One risk homebuyers should be aware of is the possibility that a financial product isn’t actually in line with Sharia principles, even if it says it is.

“Buyers should check if there’s an independent Sharia advisory board approving the product, and if the terms clearly outline ownership transfer and profit calculation without hidden interest clauses,” Mr Dhedhy said.

“A big red flag is when a product uses conventional interest rates behind the scenes but rebrands it with Islamic terminology.

“Transparency is everything, if a provider can’t clearly explain how they make money, that’s a warning sign.”

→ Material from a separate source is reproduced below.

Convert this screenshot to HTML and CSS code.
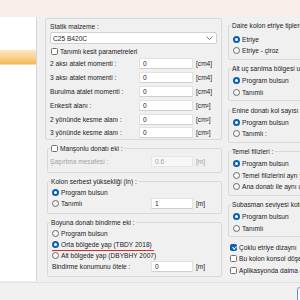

In addition, make sure you’re aware of the actual cost of the finance product you’re considering. While traditional mortgages must display interest and comparison rates – the latter reflecting the ‘true’ cost of an assumed home loan over a 25-year period – this isn’t necessarily the case with Sharia-compliant products. Take your time to read over any documentation provided to ensure you’re getting a good deal.

Sharia-compliant home financing: FAQs

Is there an Islamic bank in Australia?

Not currently. Islamic Bank Australia was expected to become the country’s first fully fledged Islamic bank, but it voluntarily handed back its restricted Authorised Deposit-taking Institution (ADI) licence in March 2024. At present, only non-bank lenders offer Islamic home finance products in Australia.

Do I need to identify as Muslim to apply for a Sharia-compliant finance product?

No. Islamic home finance is open to anyone, regardless of faith. While most customers are Muslim Australians, some non-Muslim borrowers also choose Sharia-compliant products because they value the ethical or transparent payment structures.

Can I get an offset account?

Some providers do advertise offset-style features, however, because most Australian Sharia-compliant financiers are non-bank lenders, the accounts may not function exactly like offset accounts with traditional banks. Always check the terms carefully.

How large of a deposit do I need for an Islamic home financing product?

Many Islamic home finance products require a deposit of around 20%. However, some providers offer options for those with deposits as small as 5%.